Jellybean suggested FP track Jughead’s unanswered phone, which led him right to it: planted inside Betty’s jacket. (Didn’t know you had it in you, Joan.) Betty spins an extremely bullshit story about how Jughead had left it at her house to charge, forgotten it there, and then she somehow picked it up for no reason, all while neglecting to realize that it would probably behoove her to mention to literally anyone that she knew the whereabouts of her missing boyfriend’s phone. Yes, people behave unpredictably in the aftermath of trauma, but I can’t help but think Betty would either be vastly more distraught about her boyfriend’s death or that our junior apprentice FBI agent would be significantly less incompetent when it came to the coverup.
FP has a lead: A hiker found a bloodied rock in the woods near the party. But Betty disposed of the real rock elsewhere—this must be the work of the Preppies, very possibly doctored with Jughead’s blood and Betty’s fingerprints to be as incriminating as the genuine article.
Charles offers to take the rock off FP’s hands and send it straight to Quantico for faster results, giving him and Betty the opportunity to swap the evidence bag out for a decoy rock, one Betty found in her garden and painted with leftover fake blood from Halloween.
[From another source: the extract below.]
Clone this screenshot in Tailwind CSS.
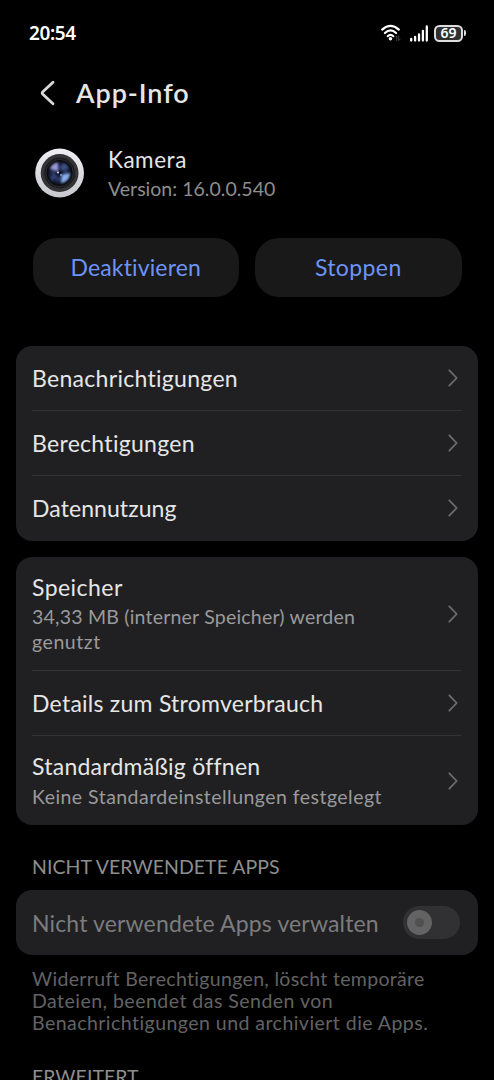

This is somehow only the second least plausible plot point in the episode.
A quick intermission to catch up on our other pals: Mary’s college friend Brooke Rivers offers to recommend Archie for a place at the Naval Academy, which he isn’t entirely thrilled about, and then Mary’s college friend turns out to be her present-day girlfriend, a development that Archie accepts a lot more gladly. We love to see it. Hiram is updating his will, but Veronica tears up her copy without reading it, furious that her dad continues to refuse to acknowledge that he’s sick. He apologizes, she tells him she loves him, and I continue to never have any idea what is going on with the relationship between these two people.
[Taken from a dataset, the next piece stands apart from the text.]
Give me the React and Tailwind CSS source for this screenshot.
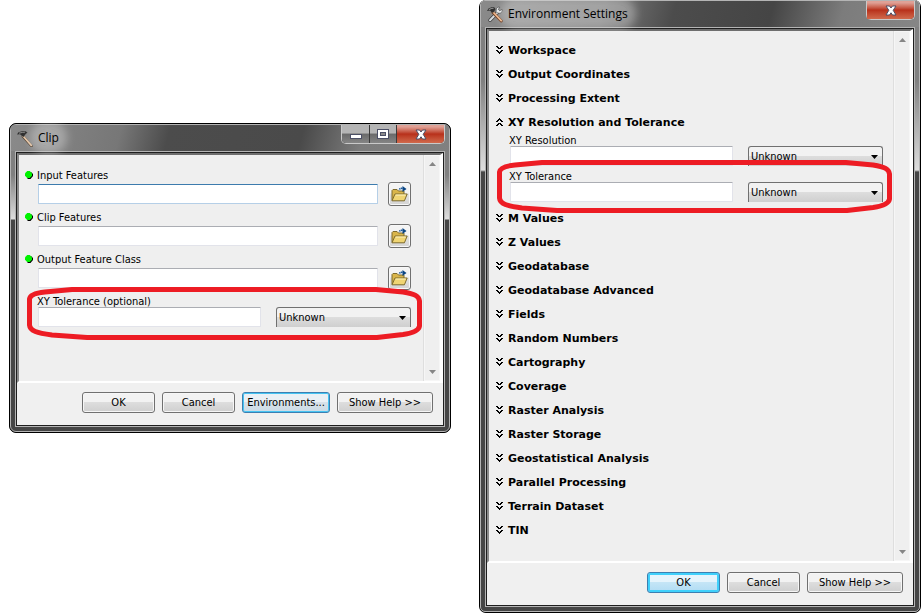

Betty finally admits to her friends that she, too, is terrified she could have killed Jughead in a blackout, so she, Veronica, and Archie enlist Charles’ help to hypnotize her into recovering a memory from that night: Donna blowing some kind of mysterious white powder on her face.
Based on pretty much the exact same vague description I just gave you, Charles confidently identifies it as “Devil’s breath,” a drug that would have scrambled her short-term memory and left her disoriented, making it unlikely she could have killed anybody. What if they just plopped the rock into her hands?
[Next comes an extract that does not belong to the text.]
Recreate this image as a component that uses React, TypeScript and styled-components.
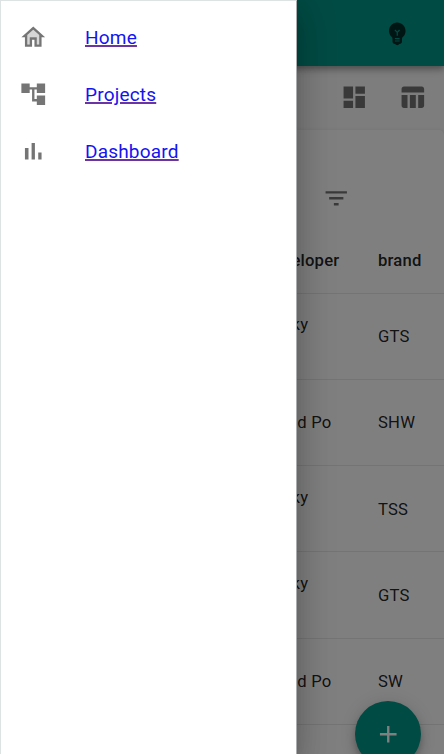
import React from "react";
import styled, { createGlobalStyle } from "styled-components";

const GlobalStyle = createGlobalStyle`
  * { box-sizing: border-box; }
  html, body { margin: 0; height: 100%; overflow: hidden; }
  body { background: #fafafa; font-family: Roboto, sans-serif; color: rgba(0, 0, 0, 0.87); }
`;

const Screen = styled.div`
  position: relative;
  width: 444px;
  height: 754px;
  overflow: hidden;
  display: flex;
  flex-direction: column;
`;

const AppBar = styled.header`
  flex: none;
  height: 66px;
  padding: 0 32.5px;
  display: flex;
  align-items: center;
  justify-content: flex-end;
  background: #009688;
  box-shadow: 0 2px 5px rgba(0, 0, 0, 0.2), 0 5px 6px rgba(0, 0, 0, 0.14), 0 1px 12px rgba(0, 0, 0, 0.12);
  z-index: 1;
`;

const ViewBar = styled.div`
  flex: none;
  height: 64px;
  padding: 0 18px 2px 0;
  display: flex;
  align-items: center;
  justify-content: flex-end;
  gap: 29px;
`;

const Icon = styled.svg<{ $color: string }>`
  display: block;
  flex: none;
  width: 28.5px;
  height: 28.5px;
  fill: ${(p) => p.$color};
`;

const Card = styled.main`
  flex: none;
  height: 700px;
  border-radius: 5px;
  background: #fff;
  box-shadow: 0 2px 1px -1px rgba(0, 0, 0, 0.2), 0 1px 1px rgba(0, 0, 0, 0.14), 0 1px 4px rgba(0, 0, 0, 0.12);
`;

const FilterBar = styled.div`
  height: 97px;
  padding: 54px 93.5px 0 0;
  display: flex;
  justify-content: flex-end;
`;

const Row = styled.div<{ $head?: boolean }>`
  height: ${(p) => (p.$head ? "66.6px" : "86.25px")};
  padding: 2px 0 0 264.5px;
  display: grid;
  grid-template-columns: 113.5px 1fr;
  align-items: center;
  border-bottom: 1px solid #e8e8e8;
  font-size: 16.67px;
  font-weight: ${(p) => (p.$head ? 500 : 400)};
  line-height: 24px;
  letter-spacing: 0.19px;
`;

const Cell = styled.div<{ $lines?: number }>`
  min-height: ${(p) => (p.$lines ?? 1) * 24}px;
  white-space: nowrap;
`;

const Fab = styled.button`
  position: absolute;
  left: 354.5px;
  top: 700.5px;
  width: 66.6px;
  height: 66.6px;
  padding: 0;
  border: 0;
  border-radius: 50%;
  display: flex;
  align-items: center;
  justify-content: center;
  background: #009688;
  box-shadow: 0 4px 6px -1px rgba(0, 0, 0, 0.2), 0 7px 12px rgba(0, 0, 0, 0.14), 0 1px 21px rgba(0, 0, 0, 0.12);
`;

const Backdrop = styled.div`
  position: absolute;
  inset: 0;
  z-index: 2;
  background: rgba(0, 0, 0, 0.5);
`;

const Drawer = styled.nav`
  position: absolute;
  left: 0;
  top: 0;
  z-index: 3;
  width: 297px;
  height: 754px;
  padding-top: 8px;
  background: #fff;
  border: solid #dde3e3;
  border-width: 1px 1px 0 1px;
  border-right-color: #a9adad;
  box-shadow: 0 9px 12px -6px rgba(0, 0, 0, 0.2), 0 19px 29px 2px rgba(0, 0, 0, 0.14), 0 7px 36px 6px rgba(0, 0, 0, 0.12);
`;

const NavItem = styled.div`
  height: 57px;
  padding-left: 18px;
  display: flex;
  align-items: center;
  gap: 37.5px;
`;

const NavLink = styled.a`
  padding-top: 2px;
  color: #1414f0;
  font-size: 19.05px;
  line-height: 28.5px;
  letter-spacing: 0.18px;
  text-decoration: underline;
  text-decoration-color: #6a35a0;
  text-decoration-thickness: 1.5px;
`;

const muted = "rgba(0, 0, 0, 0.54)";

const paths = {
  tree: "M22 11V3h-7v3H9V3H2v8h7V8h2v10h4v3h7v-8h-7v3h-2V8h2v3z",
  bars: "M5 9.2h3V19H5zM10.6 5h2.8v14h-2.8zm5.6 8H19v6h-2.8z",
  bulb: "M12 3c-.46 0-.93.04-1.4.14-2.76.53-4.96 2.76-5.48 5.52-.48 2.61.48 5.01 2.22 6.56.43.38.66.91.66 1.47V19c0 1.1.9 2 2 2h.28c.35.6.98 1 1.72 1s1.38-.4 1.72-1H14c1.1 0 2-.9 2-2v-2.31c0-.55.22-1.09.64-1.46C18.09 13.95 19 12.08 19 10c0-3.87-3.13-7-7-7zm2 16h-4v-1h4v1zm0-2h-4v-1h4v1zm-1.5-5.59V14h-1v-2.59L9.67 9.59l.71-.71L12 10.5l1.62-1.62.71.71-1.83 1.82z",
  board: "M3 13h8V3H3v10zm0 8h8v-6H3v6zm10 0h8V11h-8v10zm0-18v6h8V3h-8z",
  table: "M10 10.02h5V21h-5V10.02zM17 21h3c1.1 0 2-.9 2-2v-9h-5v11zm3-18H5c-1.1 0-2 .9-2 2v3h19V5c0-1.1-.9-2-2-2zM3 19c0 1.1.9 2 2 2h3V10H3v9z",
  filter: "M10 18h4v-2h-4v2zM3 6v2h18V6H3zm3 7h12v-2H6v2z",
  add: "M19 13h-6v6h-2v-6H5v-2h6V5h2v6h6v2z",
};

function Glyph({ name, color = muted }: { name: keyof typeof paths; color?: string }) {
  return (
    <Icon viewBox="0 0 24 24" $color={color}>
      <path d={paths[name]} />
    </Icon>
  );
}

const rows = [
  { developer: "Lucky", lines: 2, brand: "GTS" },
  { developer: "David Po", lines: 1, brand: "SHW" },
  { developer: "Lucky", lines: 2, brand: "TSS" },
  { developer: "Lucky", lines: 2, brand: "GTS" },
  { developer: "David Po", lines: 1, brand: "SW" },
];

export default function App() {
  return (
    <Screen>
      <GlobalStyle />
      <AppBar>
        <Glyph name="bulb" color="rgba(0, 0, 0, 0.7)" />
      </AppBar>
      <ViewBar>
        <Glyph name="board" />
        <Glyph name="table" />
      </ViewBar>
      <Card>
        <FilterBar>
          <Glyph name="filter" />
        </FilterBar>
        <Row $head>
          <Cell>developer</Cell>
          <Cell>brand</Cell>
        </Row>
        {rows.map((row, i) => (
          <Row key={i}>
            <Cell $lines={row.lines}>{row.developer}</Cell>
            <Cell>{row.brand}</Cell>
          </Row>
        ))}
      </Card>
      <Fab aria-label="Add">
        <Glyph name="add" color="#fff" />
      </Fab>
      <Backdrop />
      <Drawer>
        <NavItem>
          <Icon viewBox="0 0 24 24" $color={muted}>
            <path opacity=".3" d="M7 10.19V18h2v-6h6v6h2v-7.81l-5-4.5z" />
            <path d="M12 3 2 12h3v8h6v-6h2v6h6v-8h3L12 3zm5 15h-2v-6H9v6H7v-7.81l5-4.5 5 4.5V18z" />
          </Icon>
          <NavLink href="#">Home</NavLink>
        </NavItem>
        <NavItem>
          <Glyph name="tree" />
          <NavLink href="#">Projects</NavLink>
        </NavItem>
        <NavItem>
          <Glyph name="bars" />
          <NavLink href="#">Dashboard</NavLink>
        </NavItem>
      </Drawer>
    </Screen>
  );
}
Betty reunites with Donna in the woods to confront her. Donna correctly surmises that Betty, Archie, and Veronica must have already hidden the body, because if it were found, all evidence would point to Betty. But Betty decides to take a sharp left turn that I will not pretend for one moment I understand the strategy behind, because I respect you too much, in an attempt to thwart whatever kind of dastardly plan the Preppies have in progress, organizing a search party specifically to get his body found. While the volunteers are combing the woods with flashlights and dogs and screaming Jughead’s name, Archie conveniently peels off to just the right place and calls FP over.
The body under the sheet that FP and Betty identify—and which Bret and Donna see too, when they open the door to the morgue and peer in, like that is a remotely normal or acceptable thing to do (this is our #1 Implausible Moment, congratulations, I’ve had a trophy made for you)—sure looks an awful lot like Jughead.
Mary comes to Archie’s bedside to, in theory, comfort him about Jughead’s death, and, in practice, to cry at him. He draws the curtains and tells her he needs to “confess.”
For her father’s sake, Veronica agrees to play nice with Hermosa, and the two are named co-executors of his estate. But Hermosa smells blood in the water when Veronica makes a passing reference to considering deferring Barnard (where her admission has been jeopardized by the Preppies calling in with a tip about the illegal Maple Club), and if you think these are two are going to coexist peacefully for long, then I have a chunk of gravel dunked in red food coloring and corn syrup for your crime lab to analyze.
Betty, now wearing Jughead’s denim jacket, meets with Donna once again, and vows to take the Preppies down with her. “I am the ultimate wild card,” she says. “I am the daughter of the Black Hood, the nightmare next door. I’m training with the FBI and I’m coming for you, you psycho bitch.” Not the worst Tinder bio I’ve read in my life.